New rules aim to tame Ottawa's 'wild west' towing industry

·2 min read
The recommendations coming before the community and protective services committee on Sept. 16 would give the City of Ottawa the power to set rates and require licensing for tow truck and storage facility operators. (Laura Osman/CBC - image credit)
The recommendations coming before the community and protective services committee on Sept. 16 would give the City of Ottawa the power to set rates and require licensing for tow truck and storage facility operators. (Laura Osman/CBC - image credit)

A city committee is set to vote on recommendations for Ottawa's towing industry that would enhance consumer protection and public safety, after getting an overwhelming amount of feedback calling for some sort of regulation.

The recommendations include flat rates for certain services to ensure customers aren't "overbilled," as well as a licensing system for tow truck and storage facility operators.

The city's towing industry is currently unregulated and unlicensed, even though more than a dozen other municipalities in Ontario have laws on the books.

"It's been the wild west for a very long time with towing services," said Orléans Coun. Matthew Luloff, chair of the community and protective services committee that will vote Thursday on the recommendations.

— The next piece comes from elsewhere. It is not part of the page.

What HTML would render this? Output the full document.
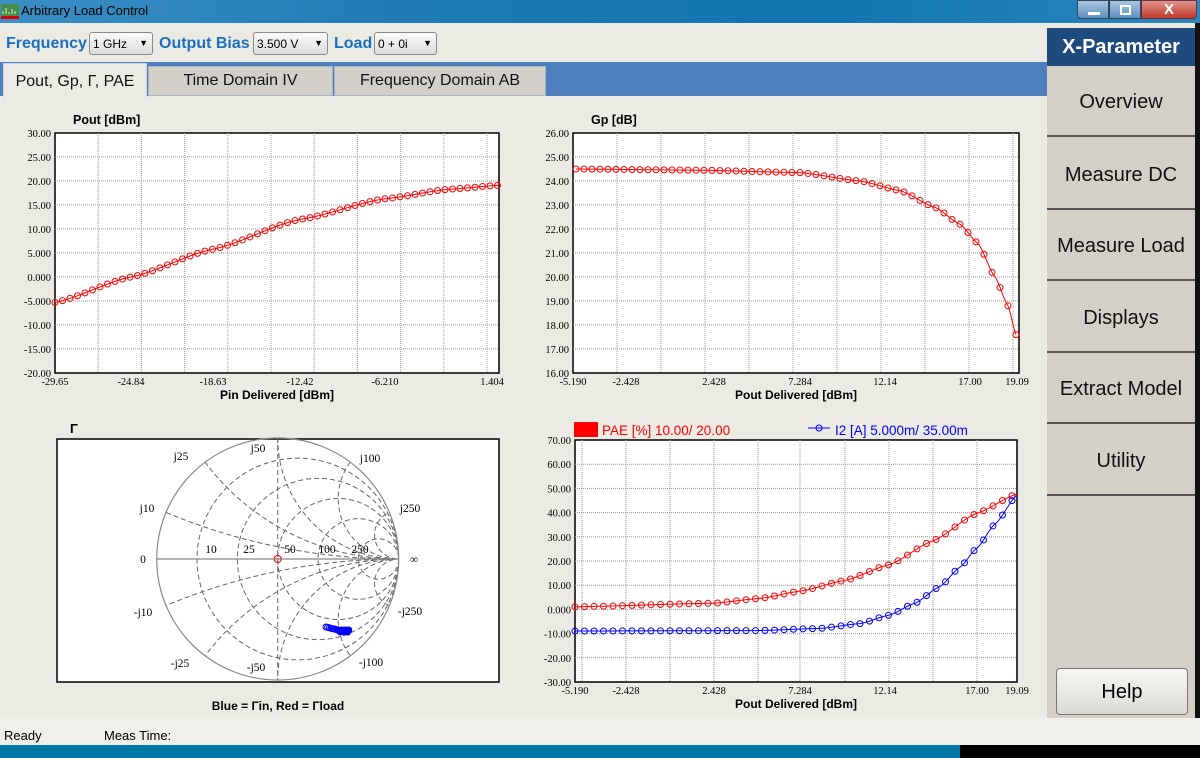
<!DOCTYPE html>
<html style="overflow:hidden;width:1200px;height:758px"><head><meta charset="utf-8">
<style>
*{margin:0;padding:0;box-sizing:border-box}
html,body{overflow:hidden}
body{width:1200px;height:758px;overflow:hidden;background:#ecebe3;font-family:"Liberation Sans",sans-serif;position:relative}
.abs{position:absolute}
#title{left:0;top:0;width:1200px;height:23px;background:linear-gradient(90deg,#3a8fc4,#1a78b2 40%,#1276b0 70%,#2a86bd);}
#title span{position:absolute;left:21px;top:3px;font-size:13px;color:#000}
#tb{left:0;top:23px;width:1047px;height:39px;background:#ecebe3}
.lbl{position:absolute;top:12px;font-weight:bold;color:#1a6fc0;font-size:16px}
.dd{position:absolute;top:9px;height:23px;border:1px solid #8a8a8a;border-radius:3px;background:linear-gradient(#fafafa,#dcdcdc);font-size:12px;padding:4px 3px;color:#000}
.dd:after{content:"▼";position:absolute;right:4px;top:5px;font-size:9px}
#tabbar{left:0;top:62px;width:1047px;height:34px;background:#4f7fbe}
.tab{position:absolute;top:66px;height:30px;background:#d2cfc8;border:1px solid #a9b4c5;font-size:16px;color:#111;text-align:center;padding-top:5px}
.sb{position:absolute;left:0;width:148px;height:71px;border-bottom:2px solid #555;font-size:20px;text-align:center;line-height:72px;color:#111;background:#d4d0c8}
#status{left:0;top:718px;width:1200px;height:27px;background:#f0efea;font-size:13px}
</style></head><body>
<div id="title" class="abs"><svg class="abs" style="left:1px;top:4px" width="18" height="16"><rect x="0" y="0" width="18" height="12" fill="#4a8a4a"/><rect x="0" y="12" width="18" height="3" fill="#d00"/><path d="M2 10V7M5 10V4M8 10V8M11 10V5M14 10V7" stroke="#cfc" stroke-width="1"/></svg><span>Arbitrary Load Control</span>
<div class="abs" style="left:1077px;top:0;width:32px;height:19px;border:1px solid #345;border-radius:0 0 0 4px;background:linear-gradient(#a9c6e2,#5f8fbf)"><div class="abs" style="left:10px;top:11px;width:12px;height:3px;background:#fff"></div></div>
<div class="abs" style="left:1109px;top:0;width:32px;height:19px;border:1px solid #345;background:linear-gradient(#a9c6e2,#5f8fbf)"><div class="abs" style="left:10px;top:4px;width:11px;height:10px;border:2px solid #fff"></div></div>
<div class="abs" style="left:1141px;top:0;width:56px;height:19px;border:1px solid #634;border-radius:0 0 4px 0;background:linear-gradient(#e0948a,#c1392b);color:#fff;font-weight:bold;text-align:center;font-size:15px;line-height:18px">X</div>
</div>
<div id="tb" class="abs">
<span class="lbl" style="left:6px">Frequency</span><div class="dd" style="left:89px;width:64px">1 GHz</div>
<span class="lbl" style="left:159px">Output Bias</span><div class="dd" style="left:253px;width:75px">3.500 V</div>
<span class="lbl" style="left:334px">Load</span><div class="dd" style="left:374px;width:63px">0 + 0i</div>
</div>
<div id="tabbar" class="abs"></div>
<div class="tab" style="left:148px;width:185px">Time Domain IV</div>
<div class="tab" style="left:334px;width:212px">Frequency Domain AB</div>
<div class="tab" style="left:3px;top:63px;width:144px;height:35px;background:#ecebe3;border-color:#cfd6e0;border-bottom:none;padding-top:9px">Pout, Gp, Γ, PAE</div>
<div class="abs" style="left:1047px;top:28px;width:153px;height:690px;background:#d4d0c8"></div>
<div class="abs" style="left:1195px;top:23px;width:5px;height:722px;background:#111"></div>
<div class="abs" style="left:1047px;top:28px;width:148px;height:38px;background:#1f4a7e;color:#fff;font-weight:bold;font-size:20px;text-align:center;line-height:38px">X-Parameter</div>
<div class="sb" style="left:1047px;top:66px">Overview</div>
<div class="sb" style="left:1047px;top:139px">Measure DC</div>
<div class="sb" style="left:1047px;top:210px">Measure Load</div>
<div class="sb" style="left:1047px;top:282px">Displays</div>
<div class="sb" style="left:1047px;top:353px">Extract Model</div>
<div class="sb" style="left:1047px;top:425px">Utility</div>
<div class="abs" style="left:1056px;top:668px;width:132px;height:47px;border:1px solid #777;border-radius:4px;background:linear-gradient(#f6f6f4,#dcdad4);font-size:20px;text-align:center;line-height:46px">Help</div>
<div id="status" class="abs"><span class="abs" style="left:4px;top:10px">Ready</span><span class="abs" style="left:104px;top:10px">Meas Time:</span></div>
<div class="abs" style="left:0;top:745px;width:960px;height:13px;background:#0177a6"></div>
<div class="abs" style="left:960px;top:745px;width:240px;height:13px;background:#000"></div>

<svg class="abs" style="left:0;top:96px" width="1047" height="622" viewBox="0 96 1047 622" font-family="Liberation Serif,serif" font-size="10.5">
<g id="g"></g>
</svg>
<script>
var NS="http://www.w3.org/2000/svg",G=document.getElementById('g');
function el(t,a,txt){var e=document.createElementNS(NS,t);for(var k in a)e.setAttribute(k,a[k]);if(txt!=null)e.textContent=txt;G.appendChild(e);return e;}
function interp(pts,x){for(var i=0;i<pts.length-1;i++){if(x<=pts[i+1][0]){var a=pts[i],b=pts[i+1];var t=(x-a[0])/(b[0]-a[0]);var s=t*t*(3-2*t);var l=a[1]+(b[1]-a[1])*t;var m=a[1]+(b[1]-a[1])*s;return 0.6*l+0.4*m;}}return pts[pts.length-1][1];}
function plot(x0,x1,y0,y1,ylabels,xt,title,xtitle,vgrid){
 el('rect',{x:x0,y:y0,width:x1-x0,height:y1-y0,fill:'#fff',stroke:'#000','stroke-width':1.5});
 var n=ylabels.length;for(var i=0;i<n;i++){var y=y0+(y1-y0)*i/(n-1);
  if(i>0&&i<n-1)el('line',{x1:x0,x2:x1,y1:y,y2:y,stroke:'#999','stroke-dasharray':'1 1'});
  el('text',{x:x0-4,y:y+4,'text-anchor':'end'},ylabels[i]);}
 vgrid.forEach(function(x){el('line',{x1:x,x2:x,y1:y0,y2:y1,stroke:'#999','stroke-dasharray':'1 1'});});
 xt.forEach(function(t){el('text',{x:t[0],y:y1+12,'text-anchor':'middle'},t[1]);});
 el('text',{x:x0+18,y:y0-9,'font-family':'Liberation Sans,sans-serif','font-weight':'bold','font-size':12.5},title);
 el('text',{x:(x0+x1)/2,y:y1+26,'text-anchor':'middle','font-family':'Liberation Sans,sans-serif','font-weight':'bold','font-size':12},xtitle);
}
function curve(pts,x0,x1,step,col,yf){var d='';for(var x=x0;x<=x1+0.01;x+=1){d+=(d?'L':'M')+x+' '+yf(interp(pts,x)).toFixed(1);}
 el('path',{d:d,fill:'none',stroke:col,'stroke-width':1});
 for(var x=x0;x<=x1+0.01;x+=step)el('circle',{cx:x,cy:yf(interp(pts,x)),r:3,fill:'none',stroke:col,'stroke-width':1});}
function grid(a,b,s){var r=[];for(var x=a+s;x<b-3;x+=s)r.push(x);return r;}
plot(55,499,133,373,['30.00','25.00','20.00','15.00','10.00','5.000','0.000','-5.000','-10.00','-15.00','-20.00'],[[55,'-29.65'],[131,'-24.84'],[213,'-18.63'],[300,'-12.42'],[385,'-6.210'],[492,'1.404']],'Pout [dBm]','Pin Delivered [dBm]',grid(55,499,43.2));
curve([[55,-5.3],[131,0],[213,5.8],[300,12],[385,16.3],[450,18.3],[499,19.1]],55,499,7.5,'#f00',function(v){return 133+(30-v)*4.8;});
plot(573,1019,133,373,['26.00','25.00','24.00','23.00','22.00','21.00','20.00','19.00','18.00','17.00','16.00'],[[573,'-5.190'],[626,'-2.428'],[714,'2.428'],[800,'7.284'],[885,'12.14'],[970,'17.00'],[1017,'19.09']],'Gp [dB]','Pout Delivered [dBm]',grid(573,1019,44));
curve([[576,24.5],[700,24.45],[800,24.35],[860,24.0],[900,23.6],[935,22.9],[960,22.2],[978,21.4],[995,20.0],[1008,18.8],[1016,17.6]],576,1016,8,'#f00',function(v){return 133+(26-v)*24;});
plot(575,1017,440,682,['70.00','60.00','50.00','40.00','30.00','20.00','10.00','0.000','-10.00','-20.00','-30.00'],[[575,'-5.190'],[626,'-2.428'],[714,'2.428'],[800,'7.284'],[885,'12.14'],[977,'17.00'],[1017,'19.09']],'','Pout Delivered [dBm]',[582,626,670,714,758,800,845,889,933,977]);
curve([[575,0.5],[714,2],[760,4],[800,7],[845,11.5],[889,18],[933,28],[977,39.5],[1017,47.5]],575,1017,9.5,'#f00',function(v){return 440+(70-v)*2.4;});
curve([[575,-9.6],[758,-9.4],[820,-8.5],[860,-6.5],[889,-3],[915,2],[940,9],[960,17],[977,25],[995,35],[1017,47]],575,1017,9.5,'#00f',function(v){return 440+(70-v)*2.4;});
el('rect',{x:574,y:422,width:24,height:15,fill:'#f00'});
el('text',{x:602,y:435,fill:'#f00','font-family':'Liberation Sans,sans-serif','font-size':13.5},'PAE [%] 10.00/ 20.00');
el('line',{x1:808,x2:830,y1:428,y2:428,stroke:'#00f'});el('circle',{cx:819,cy:428,r:3,fill:'none',stroke:'#00f'});
el('text',{x:835,y:435,fill:'#00f','font-family':'Liberation Sans,sans-serif','font-size':13.5},'I2 [A] 5.000m/ 35.00m');
var cx=277.7,cy=559,R=121;
el('rect',{x:57,y:439,width:442,height:243,fill:'#fff',stroke:'#000','stroke-width':1.5});
el('text',{x:70,y:433,'font-family':'Liberation Sans,sans-serif','font-weight':'bold','font-size':13},'Γ');
var cp=document.createElementNS(NS,'clipPath');cp.setAttribute('id','uc');var cc=document.createElementNS(NS,'circle');cc.setAttribute('cx',cx);cc.setAttribute('cy',cy);cc.setAttribute('r',R);cp.appendChild(cc);G.appendChild(cp);
var sg=document.createElementNS(NS,'g');sg.setAttribute('clip-path','url(#uc)');G.appendChild(sg);
function sc(a){var e=document.createElementNS(NS,'circle');for(var k in a)e.setAttribute(k,a[k]);e.setAttribute('fill','none');e.setAttribute('stroke','#666');e.setAttribute('stroke-dasharray','5 3');sg.appendChild(e);}
[0.2,0.5,1,2,5].forEach(function(r){sc({cx:cx+R*r/(1+r),cy:cy,r:R/(1+r)});});
[0.2,0.5,1,2,5].forEach(function(x){sc({cx:cx+R,cy:cy-R/x,r:R/x});sc({cx:cx+R,cy:cy+R/x,r:R/x});});
el('line',{x1:cx,x2:cx,y1:cy-R,y2:cy+R,stroke:'#666','stroke-dasharray':'5 3'});
el('circle',{cx:cx,cy:cy,r:R,fill:'none',stroke:'#888','stroke-width':1.2});
el('line',{x1:cx-R,x2:cx+R,y1:cy,y2:cy,stroke:'#888','stroke-width':1.2});
[['0',143,563],['10',211,553],['25',249,553],['50',290,553],['100',327,553],['250',360,553],['∞',414,563],['j10',147,512],['j25',181,460],['j50',258,452],['j100',370,462],['j250',410,512],['-j10',143,616],['-j25',180,667],['-j50',256,671],['-j100',371,666],['-j250',410,615]].forEach(function(t){el('text',{x:t[1],y:t[2],'text-anchor':'middle','font-size':11.5},t[0]);});
el('circle',{cx:cx,cy:cy,r:3.5,fill:'none',stroke:'#f00'});
for(var i=0;i<14;i++){var x=326+i*1.6,y=627+Math.min(i,8)*0.4;el('circle',{cx:x,cy:y,r:3,fill:'none',stroke:'#00f'});}
for(var i=0;i<10;i++)el('circle',{cx:338+i*1.2,cy:630+(i%3),r:3,fill:'#00f',stroke:'#00f'});
el('text',{x:278,y:710,'text-anchor':'middle','font-family':'Liberation Sans,sans-serif','font-weight':'bold','font-size':12},'Blue = Γin, Red = Γload');
</script>
</body></html>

"Setting up a regulatory regime like this is important so we can protect the citizens of Ottawa from these kinds of corrupt practices."

Large majority support regulation

The City of Ottawa collected public feedback through an online survey, and of the 1,000 respondents who weighed in over one month. 97 percent agreed the city should regulate the industry.

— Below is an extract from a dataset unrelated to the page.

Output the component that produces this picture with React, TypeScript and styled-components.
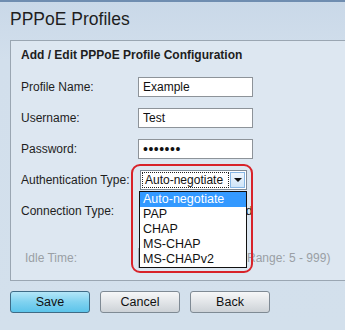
import React from "react";
import styled, { createGlobalStyle } from "styled-components";

const GlobalStyle = createGlobalStyle`
  html, body {
    margin: 0;
    padding: 0;
  }
  body {
    width: 345px;
    height: 330px;
    overflow: hidden;
    background: linear-gradient(#c9d8e8, #d2dfec 60px, #d3e0ec);
    font-family: Arial, "Liberation Sans", sans-serif;
    color: #1e1e1e;
  }
`;

const Page = styled.div`
  border-top: 2px solid #6f8db0;
  height: 328px;
`;

const Title = styled.h1`
  margin: 0;
  padding: 7px 0 0 10px;
  height: 24px;
  font-size: 17.5px;
  line-height: 20px;
  font-weight: normal;
  color: #1e1e1e;
`;

const Panel = styled.div`
  margin: 7px 0 0 10px;
  width: 335px;
  box-sizing: border-box;
  padding: 7px 0 12px 10px;
  background: #dde7f1;
  border: 1px solid #9aa6b2;
  border-right: none;
`;

const PanelHeader = styled.div`
  font-size: 12px;
  line-height: 14px;
  font-weight: bold;
  margin-bottom: 15px;
`;

const Form = styled.div`
  display: flex;
  flex-direction: column;
`;

const Row = styled.div<{ $gap?: number }>`
  display: flex;
  align-items: center;
  height: 20px;
  margin-bottom: ${(p) => p.$gap ?? 11}px;
`;

const Label = styled.label<{ $disabled?: boolean }>`
  width: ${(p) => (p.$disabled ? 113 : 117)}px;
  padding-left: ${(p) => (p.$disabled ? 4 : 0)}px;
  font-size: 12px;
  line-height: 14px;
  color: ${(p) => (p.$disabled ? "#9a9fa5" : "#1e1e1e")};
`;

const TextInput = styled.input<{ $w?: number }>`
  box-sizing: border-box;
  width: ${(p) => p.$w ?? 115}px;
  height: 20px;
  margin: 0;
  padding: 0 4px;
  border: 1px solid #8d9399;
  background: #fff;
  font-family: Arial, "Liberation Sans", sans-serif;
  font-size: 12px;
  color: #111;
  outline: none;
  &[type="password"] {
    font-size: 14px;
    letter-spacing: 0.5px;
  }
  &:disabled {
    background: #dde7f1;
    border-color: #a8b0b8;
  }
`;

const SelectWrap = styled.div`
  position: relative;
  margin-left: 2px;
`;

const SelectBox = styled.div`
  box-sizing: border-box;
  width: 107px;
  height: 20px;
  display: flex;
  align-items: stretch;
  background: #fff;
  border: 1px solid #7e8a96;
  padding: 1px;
`;

const SelectValue = styled.div`
  flex: 1;
  border: 1px dotted #222;
  font-size: 12px;
  line-height: 14px;
  padding-left: 2px;
  color: #111;
`;

const ArrowButton = styled.div`
  width: 15px;
  margin-left: 1px;
  box-sizing: border-box;
  border: 1px solid #86b6e4;
  background: linear-gradient(#eef6fd, #cfe5f8);
  display: flex;
  align-items: center;
  justify-content: center;
`;

const Arrow = styled.div`
  width: 0;
  height: 0;
  border-left: 4px solid transparent;
  border-right: 4px solid transparent;
  border-top: 4px solid #111;
`;

const DropList = styled.ul`
  position: absolute;
  left: -1px;
  top: 21px;
  width: 108px;
  margin: 0;
  padding: 0;
  list-style: none;
  box-sizing: border-box;
  background: #fff;
  border: 1px solid #111;
  z-index: 2;
`;

const DropItem = styled.li<{ $active?: boolean }>`
  height: 15px;
  font-size: 12.5px;
  line-height: 15px;
  padding-left: 3px;
  color: ${(p) => (p.$active ? "#fff" : "#111")};
  background: ${(p) => (p.$active ? "#3399ff" : "transparent")};
`;

const Highlight = styled.div`
  position: absolute;
  left: -9px;
  top: -6px;
  width: 122px;
  height: 109px;
  box-sizing: border-box;
  border: 2px solid #d8232a;
  border-radius: 9px;
  z-index: 3;
  pointer-events: none;
`;

const RadioText = styled.span`
  display: flex;
  align-items: center;
  gap: 7px;
  margin-left: 5px;
  font-size: 12px;
`;

const Radio = styled.span`
  width: 11px;
  height: 11px;
  border-radius: 50%;
  border: 1px solid #777;
  background: #fff;
`;

const Hint = styled.span`
  margin-left: 56px;
  font-size: 12px;
  color: #9a9fa5;
`;

const ButtonBar = styled.div`
  display: flex;
  gap: 10px;
  padding: 10px 0 0 10px;
`;

const Button = styled.button<{ $primary?: boolean }>`
  box-sizing: border-box;
  width: 80px;
  height: 22px;
  margin: 0;
  padding: 0;
  border-radius: 3px;
  border: 1px solid ${(p) => (p.$primary ? "#3f6b86" : "#7f8a94")};
  background: ${(p) =>
    p.$primary
      ? "linear-gradient(#b4e6f8, #7fd2f0 50%, #5cc4ea)"
      : "linear-gradient(#f6f7f8, #e2e5e8 50%, #cdd2d7)"};
  font-family: Arial, "Liberation Sans", sans-serif;
  font-size: 12.5px;
  color: #111;
`;

const options = ["Auto-negotiate", "PAP", "CHAP", "MS-CHAP", "MS-CHAPv2"];

export default function App() {
  return (
    <Page>
      <GlobalStyle />
      <Title>PPPoE Profiles</Title>
      <Panel>
        <PanelHeader>Add / Edit PPPoE Profile Configuration</PanelHeader>
        <Form>
          <Row>
            <Label>Profile Name:</Label>
            <TextInput defaultValue="Example" />
          </Row>
          <Row>
            <Label>Username:</Label>
            <TextInput defaultValue="Test" />
          </Row>
          <Row>
            <Label>Password:</Label>
            <TextInput type="password" defaultValue="1234567" />
          </Row>
          <Row $gap={11}>
            <Label>Authentication Type:</Label>
            <SelectWrap>
              <SelectBox>
                <SelectValue>Auto-negotiate</SelectValue>
                <ArrowButton>
                  <Arrow />
                </ArrowButton>
              </SelectBox>
              <DropList>
                {options.map((o, i) => (
                  <DropItem key={o} $active={i === 0}>
                    {o}
                  </DropItem>
                ))}
              </DropList>
              <Highlight />
            </SelectWrap>
          </Row>
          <Row $gap={27}>
            <Label>Connection Type:</Label>
            <RadioText>
              <Radio />
              Keep Connected
            </RadioText>
          </Row>
          <Row $gap={0}>
            <Label $disabled>Idle Time:</Label>
            <TextInput $w={49} disabled />
            <Hint>(Range: 5 - 999)</Hint>
          </Row>
        </Form>
      </Panel>
      <ButtonBar>
        <Button $primary>Save</Button>
        <Button>Cancel</Button>
        <Button>Back</Button>
      </ButtonBar>
    </Page>
  );
}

More than 90 percent said it should regulate rates. Another 90 percent said existing consumer protection and towing fees are problematic.

"We've heard a lot from Ottawa residents about aggressive tactics at accident scenes and stories of what sounds like outright extortion once a vehicle has been towed from a parking lot," said Luloff.

"The proposed regulations focus on enhancing consumer protection, public safety and protection of property. These are all issues that were raised during consultation and stakeholder engagement."

CBC
CBC

Public consultations included responses from 25 industry stakeholders, said Luloff, and while they all supported a business licensing system, some said the city's proposed regime was more costly than what exists in other municipalities.

The city intends to charge $1,300 for an annual tow service operator license. It will also charge $1,300 for storage facility operators and $550 per tow truck annually.

Luloff said the licensing rates are intended to cover enforcement.

Complaints stretch back years

Ottawans have complained of predatory practices by towing companies for years, with stories of surprise bills exceeding thousands of dollars and vehicles held hostage on storage lots.

A veteran Ottawa police sergeant previously told CBC News he received daily complaints about exorbitant fees companies charged.

Last year, three police officers were charged with breach of trust and fraud for allegedly selling information about crashes to tow truck drivers.

If the recommendations pass the committee vote Thursday, they will still require final approval from council.